We sat quietly across from each other in the dark office. I sat behind the desk in my grey suit, typing away on my laptop for as long as the battery would let me. Ernesta sat across the room in full regalia. She wore a powder blue robe that hovered over her sandal-clad feet. It had a lace overlay that sat like a bib around her neck, with a pattern similar to that of the mochila she was weaving in her lap. Mochilas are traditional hand-woven purses, with braided shoulder straps and a single string with pom-poms on either end that you tie to close the bag. They come in as many styles and colors as there are indigenous groups, with patterns as complicated as the stories of those that wove them.

525

As the morning went on, the distance between us narrowed. Ernesta told me her story as she wove her mochila. She was the leader of her community but was involved in a power struggle with her eldest son. He was trying to usurp her power by representing himself as a tribal authority in negotiations with outsiders. This included dealings with nuns who had moved onto Wayuu territory. Without Ernesta’s consent, he had made a deal with the nuns, allowing them to operate in the territory. This had created a rift within the community; there were those who were with Ernesta and those who were with the nuns and her son. At least that is what I thought was going on.

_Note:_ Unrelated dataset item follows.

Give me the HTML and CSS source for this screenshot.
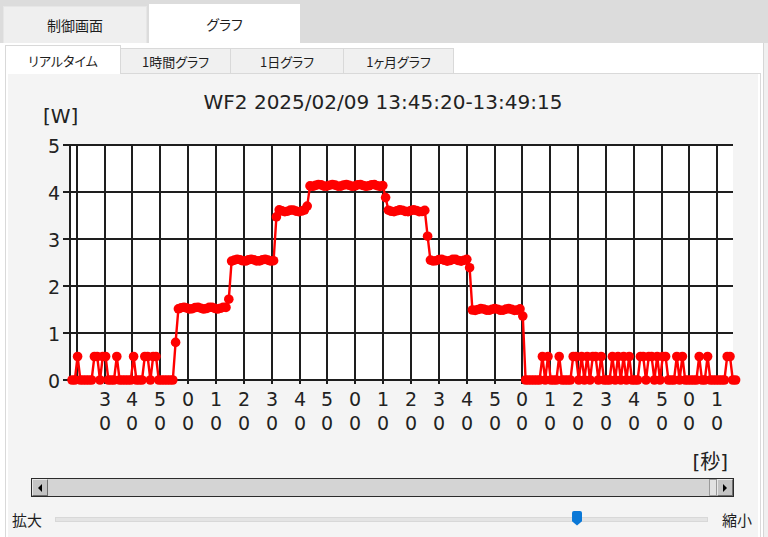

I always found it challenging to get an indigenous client’s story straight. What I needed was a scarf with orderly lines, but what I would get was a mochila with a complicated web of a pattern. While I expected a linear timeline of relevant facts, they told their stories like they wove their mochilas; in a circular and layered fashion, with relevant facts tucked deep up into the folds of an intricate pattern.

But this time I had to understand, Ernesta needed the head nuns to understand what was going on up in the territories. She wanted us to negotiate with them at their headquarters in Bogota. She had come to us as a last ditch effort, with 9000 pesos (or $4.50) left and a bag of mochilas to sell for her bus fare back to the coast.

We waited hours for my colleagues to arrive at the office. We tried every phone number we could find for the convent. Someone finally answered but hung up when they heard who was calling. I pleaded with the other lawyers to help but no one would; they hear stories like this every day. After pestering one of them for an hour, he finally said to us: “I don’t have the time nor the money to help her.” Helping her would require taxi fare that the organization had no money for. We found ourselves alone again, waiting.

526

My boss finally returned to the office but when I asked him to speak with Ernesta, he refused and said: “You go. You be her lawyer.” This was far outside the scope of the work I was to be doing as a visiting foreign lawyer, but this detail seemed to be of little interest to anyone but myself.

I grabbed my briefcase and Ernesta grabbed her bag of mochilas and off we went to find a taxi. We were an unlikely pair on an unlikely mission, making our way across rainy Bogota in search of the unresponsive nuns. We located the convent, but after several attempts at contact the nuns remained elusive. We wandered up and down the street concocting a plan. We ended up going with the straightforward banging-on-door and ringing-bell-incessantly approach until an exasperated gatekeeper finally let us in.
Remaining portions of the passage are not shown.